Freedom Riders in deep segregated south of United States

Freedom riders were the groups of white and African American Civil rights activists who participated in freedom Rides, bus trips through the American South in 1961 to protest segregated bus terminals. They tried to use “white only ”restrooms and launch counters at bus stations in Alabama, South Carolina and southern states. The groups were confronted by being arrested by police officers and horrific violence from white protesters along their routes.

The original group of 13 freedom riders were seven African Americans and six whites, left Washington DC on a Greyhound bus on May 4, 1961. Their plan was to reach New Orleans, Louisiana, on May 17 to commemorate the seventh anniversary of the Supreme Court’s Brown v Board of education decision, which ruled that segregation of the nation’s public schools was unconstitutional.
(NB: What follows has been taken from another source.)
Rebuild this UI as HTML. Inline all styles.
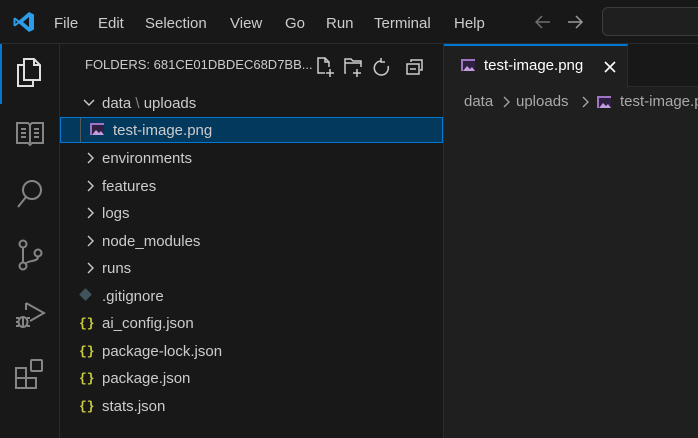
<!DOCTYPE html>
<html><head><meta charset="utf-8"><style>
*{margin:0;padding:0;box-sizing:border-box}
body{width:698px;height:438px;background:#1f1f1f;font-family:"Segoe UI","Liberation Sans",sans-serif;color:#cccccc;overflow:hidden;position:relative;font-size:15px}
.abs{position:absolute}
#title{left:0;top:0;width:698px;height:44px;background:#181818;border-bottom:1px solid #2b2b2b}
.menu{top:15px;font-size:15px;color:#cccccc}
#act{left:0;top:44px;width:60px;height:394px;background:#181818;border-right:1px solid #2b2b2b}
#side{left:60px;top:44px;width:384px;height:394px;background:#181818;border-right:1px solid #2b2b2b}
#tabs{left:444px;top:44px;width:254px;height:43px;background:#181818;border-bottom:1px solid #2b2b2b}
#tab{left:444px;top:44px;width:184px;height:44px;background:#1f1f1f;border-top:2px solid #0078d4;border-right:1px solid #2b2b2b}
.row{position:absolute;left:60px;width:383px;height:26px;line-height:29px;color:#cccccc}
.row span{position:absolute}
.jb{left:19px;top:0;color:#cbcb41;font-weight:bold;font-size:13px;font-family:"Liberation Mono",monospace;letter-spacing:0px}
svg{position:absolute}
.cv{left:27px;top:8px}
</style></head><body>
<div id="title" class="abs"></div>
<svg style="left:12px;top:10px" width="24" height="24" viewBox="0 0 24 24"><path d="M17 2 L22 4.5 V19.5 L17 22 L7 13.5 L3 16.5 L1.5 15.5 V8.5 L3 7.5 L7 10.5 Z M17 7 L11 12 L17 17 Z M3.5 10 V14 L5.5 12 Z" fill="#2a9ee8"/></svg>
<div class="abs menu" style="left:54px">File</div>
<div class="abs menu" style="left:98px">Edit</div>
<div class="abs menu" style="left:145px">Selection</div>
<div class="abs menu" style="left:230px">View</div>
<div class="abs menu" style="left:285px">Go</div>
<div class="abs menu" style="left:326px">Run</div>
<div class="abs menu" style="left:374px">Terminal</div>
<div class="abs menu" style="left:454px">Help</div>
<svg style="left:535px;top:14px" width="50" height="16" viewBox="0 0 50 16" fill="none" stroke-width="1.5"><path d="M1 8 H15 M7 2 L1 8 L7 14" stroke="#6f6f6f"/><path d="M33 8 H47 M41 2 L47 8 L41 14" stroke="#9a9a9a"/></svg>
<div class="abs" style="left:602px;top:7px;width:110px;height:29px;border:1px solid #3c3c3c;border-radius:6px;background:#1f1f1f"></div>

<div id="act" class="abs"></div>
<div class="abs" style="left:0;top:44px;width:2px;height:60px;background:#0078d4"></div>
<svg style="left:15px;top:56px" width="30" height="32" viewBox="0 0 30 32" fill="none" stroke="#e0e0e0" stroke-width="2"><path d="M9 3 H19 L25 9 V24 H9 Z M19 3 V9 H25"/><path d="M9 9 H3 V30 H18 V24"/></svg>
<svg style="left:16px;top:121px" width="28" height="26" viewBox="0 0 28 26" fill="none" stroke="#858585" stroke-width="2"><path d="M1 2 H12 L14 4 L16 2 H27 V22 H16 L14 24 L12 22 H1 Z M14 4 V22 M5 8H10 M5 12H10 M5 16H10 M18 8H23 M18 12H23 M18 16H23"/></svg>
<svg style="left:16px;top:178px" width="28" height="32" viewBox="0 0 28 32" fill="none" stroke="#858585" stroke-width="2"><circle cx="16" cy="12" r="9"/><path d="M10 19 L2 29"/></svg>
<svg style="left:16px;top:238px" width="28" height="34" viewBox="0 0 28 34" fill="none" stroke="#858585" stroke-width="2"><circle cx="7" cy="6" r="3.5"/><circle cx="7" cy="28" r="3.5"/><circle cx="22" cy="15" r="3.5"/><path d="M7 10 V24 M22 19 C22 24 12 22 9 26"/></svg>
<svg style="left:14px;top:298px" width="32" height="32" viewBox="0 0 32 32" fill="none" stroke="#858585" stroke-width="2"><path d="M12 5 L30 15 L16 23"/><path d="M12 5 V12"/><ellipse cx="9" cy="24" rx="4.5" ry="5"/><path d="M2 20H5 M2 24H5 M2 28H5 M13 20H16 M13 28H16 M9 19 V29"/></svg>
<svg style="left:14px;top:358px" width="32" height="32" viewBox="0 0 32 32" fill="none" stroke="#858585" stroke-width="2"><path d="M2 10 H12 V20 H22 V30 H2 Z M2 20 H12 V30"/><rect x="17" y="2" width="11" height="11" rx="1"/></svg>

<div id="side" class="abs"></div>
<div class="abs" style="left:85px;top:57px;font-size:13px;color:#cccccc">FOLDERS: 681CE01DBDEC68D7BB...</div>
<svg style="left:316px;top:56px" width="110" height="22" viewBox="0 0 110 22" fill="none" stroke="#cccccc" stroke-width="1.5"><path d="M9 17 H2 V2 H9 L13 6 V11 M9 2 V6 H13 M14 13 V21 M10 17 H18"/><path d="M30 17 H29 V3 H35 L37 5 H45 V11 M29 7 H45 M41 13 V21 M37 17 H45"/><path d="M65 5 A7 7 0 1 0 72 10 M65 2 V6 H69"/><path d="M95 6 V4 H106 V14 H104 M91 8 H103 V18 H91 Z M94 13 H100"/></svg>

<div class="row" style="top:89px"><svg style="left:23px;top:10px" width="12" height="8" viewBox="0 0 12 8" fill="none" stroke="#cccccc" stroke-width="1.4"><path d="M1 1 L6 6 L11 1"/></svg><span style="left:42px">data<span style="position:static;color:#888"> \ </span>uploads</span></div>
<div class="row" style="top:117px;background:#04395e;border:1px solid #0078d4;left:60px;width:383px;height:26px;line-height:26px"><span style="left:19px;top:0;width:1px;height:24px;background:#585858"></span>
<svg style="left:29px;top:5px" width="16" height="14" viewBox="0 0 16 14"><rect x="0" y="0" width="14" height="12" fill="#a074c4"/><rect x="2" y="2" width="12" height="10" fill="#2d2040"/><path d="M2 12 L6 7 L9 10 L11 8 L14 12 Z" fill="#c39be0"/></svg>
<span style="left:52px">test-image.png</span></div>
<div class="row" style="top:144px"><svg class="cv" width="8" height="12" viewBox="0 0 8 12" fill="none" stroke="#cccccc" stroke-width="1.4"><path d="M1 1 L6 6 L1 11"/></svg><span style="left:42px">environments</span></div>
<div class="row" style="top:172px"><svg class="cv" width="8" height="12" viewBox="0 0 8 12" fill="none" stroke="#cccccc" stroke-width="1.4"><path d="M1 1 L6 6 L1 11"/></svg><span style="left:42px">features</span></div>
<div class="row" style="top:199px"><svg class="cv" width="8" height="12" viewBox="0 0 8 12" fill="none" stroke="#cccccc" stroke-width="1.4"><path d="M1 1 L6 6 L1 11"/></svg><span style="left:42px">logs</span></div>
<div class="row" style="top:227px"><svg class="cv" width="8" height="12" viewBox="0 0 8 12" fill="none" stroke="#cccccc" stroke-width="1.4"><path d="M1 1 L6 6 L1 11"/></svg><span style="left:42px">node_modules</span></div>
<div class="row" style="top:254px"><svg class="cv" width="8" height="12" viewBox="0 0 8 12" fill="none" stroke="#cccccc" stroke-width="1.4"><path d="M1 1 L6 6 L1 11"/></svg><span style="left:42px">runs</span></div>
<div class="row" style="top:282px"><span style="left:21px;top:8px;width:9px;height:9px;background:#41535b;transform:rotate(45deg)"></span><span style="left:42px">.gitignore</span></div>
<div class="row" style="top:309px"><span class="jb">{}</span><span style="left:42px">ai_config.json</span></div>
<div class="row" style="top:337px"><span class="jb">{}</span><span style="left:42px">package-lock.json</span></div>
<div class="row" style="top:364px"><span class="jb">{}</span><span style="left:42px">package.json</span></div>
<div class="row" style="top:392px"><span class="jb">{}</span><span style="left:42px">stats.json</span></div>

<div id="tabs" class="abs"></div>
<div id="tab" class="abs"></div>
<svg style="left:461px;top:59px" width="16" height="14" viewBox="0 0 16 14"><rect x="0" y="0" width="14" height="12" fill="#a074c4"/><rect x="2" y="2" width="12" height="10" fill="#2d2040"/><path d="M2 12 L6 7 L9 10 L11 8 L14 12 Z" fill="#c39be0"/></svg>
<div class="abs" style="left:484px;top:57px;color:#ffffff">test-image.png</div>
<svg style="left:604px;top:61px" width="12" height="12" viewBox="0 0 12 12" fill="none" stroke="#ffffff" stroke-width="1.6"><path d="M1 1 L11 11 M11 1 L1 11"/></svg>
<div class="abs" style="left:464px;top:93px;color:#a9a9a9">data</div>
<svg style="left:503px;top:96px" width="7" height="12" viewBox="0 0 7 12" fill="none" stroke="#a9a9a9" stroke-width="1.3"><path d="M1 1 L6 6 L1 11"/></svg>
<div class="abs" style="left:516px;top:93px;color:#a9a9a9">uploads</div>
<svg style="left:582px;top:96px" width="7" height="12" viewBox="0 0 7 12" fill="none" stroke="#a9a9a9" stroke-width="1.3"><path d="M1 1 L6 6 L1 11"/></svg>
<svg style="left:597px;top:96px" width="16" height="14" viewBox="0 0 16 14"><rect x="0" y="0" width="14" height="12" fill="#a074c4"/><rect x="2" y="2" width="12" height="10" fill="#2d2040"/><path d="M2 12 L6 7 L9 10 L11 8 L14 12 Z" fill="#c39be0"/></svg>
<div class="abs" style="left:620px;top:93px;color:#a9a9a9;white-space:nowrap">test-image.png</div>
</body></html>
The group travelled through Virginia drawing little public notice. The first violent incident took place on May 12 in Rock Hill, South Carolina. John Lewis, an African American seminary student and a member of the SNCC (Student Nonviolent Coordinating Committee), white Freedom Rider and World War II veteran Albert Bigelow and another African American rider were viciously attacked as they attempted to enter white only waiting only.

On May 14 ,1961, the Greyhound bus arrived first in Anniston, Alabama. There, an angry mob of about 200 white people surrounded the bus, forcing the driver to continue past the bus station.

The mob followed the bus with their vehicles, the bus’s tire blew out, then someone threw a bomb into the bus. The Freedom Riders escaped the bus as it burst into flames, as they came out of raging fire, they were brutally beaten by the members of surrounding mob.

The second bus, a Trailways vehicle, travelled to Birmingham, Alabama, the Freedom Riders were also beaten by an angry white mob many with metal pipes. Birmingham Public Safety commissioner Bull Connor stated that, although he knew the Freedom Riders were coming and violence awaited them, he posted no police protection at the station because it was Mother’s Day.

Photographs of the burning Greyhound bus and bloodied riders appeared on the front pages of newspapers throughout the country and around the world the following day, drawing attention to Freedom Riders’ cause and the state of race relations in the United States.

Following widespread violence, CORE officials could not find a driver who would continue with the journey, and so the Freedom Rides was abondoned. However, Diane Nash, an activist from the SNCC, organised a group of 10 students from Nashville, Tennessee, to continue the rides.

U.S. Attorney General Robert F Kennedy brother to to President John F Kennedy, began to negotiate with Alabama’s governor John Patterson and the bus companies to secure a driver and state protection for the new group of Freedom Riders. The rides resumed finally, on a Greyhound bus departing Birmingham under police escort, on May 20.

The police abandoned the Greyhound bus just before it arrived at the Montgomery, Alabama, terminal, where white mob attacked the riders with baseball bats and clubs as they disembarked. Attorney General Robert Kennedy sent 600 federal marshals to the city to stop the violence.

Martin Luther King Jr, the following night led a service at the First Baptist Church Montgomery, it was attended by more than one thousand supporters of the Freedom Riders. A riot erupted outside the church, King called Robert Kennedy to ask for protection.

Kennedy summoned the federal marshals who used teargas to disperse white mob. Patterson declared martial law in the city and dispatched the National Guard to restore order.

On May 24, 1961, a group of Freedom Riders departed Montgomery for Jackson, Mississippi. On the way, several hundred supporters greeted the riders. However, those who attempted to use the whites only facilities were arrested for trespassing and taken to the maximum security penitentiary in Parchman, Mississippi.

The same day, U.S. Attorney General Kennedy issued a statement urging a “cooling off” period in the face of the growing violence. A cooling off period is needed. It would be wise for those travelling through these sites to delay their trips until the present state of confusion and danger has passed and an atmosphere of reason and normalcy has been restored. ”

During Mississippi hearing, the judge never listened to Rider’s defence as he sentenced the riders to 30 days in prison.

Attorneys from the National Association for the advancement of Coloured People (NAACP), a civil rights organisation, appealed the convictions all the way to the U.S. Supreme Court, which reversed them.

The violence and arrests continued to garner national and international attention , this drew hundreds of new Freedom Riders to the cause.

The rides continued over the next several months, at the end of 1961, the Interstate Commerce Commission issued regulations prohibiting segregation in interstate transit terminals, due to pressure from the Kennedy administration.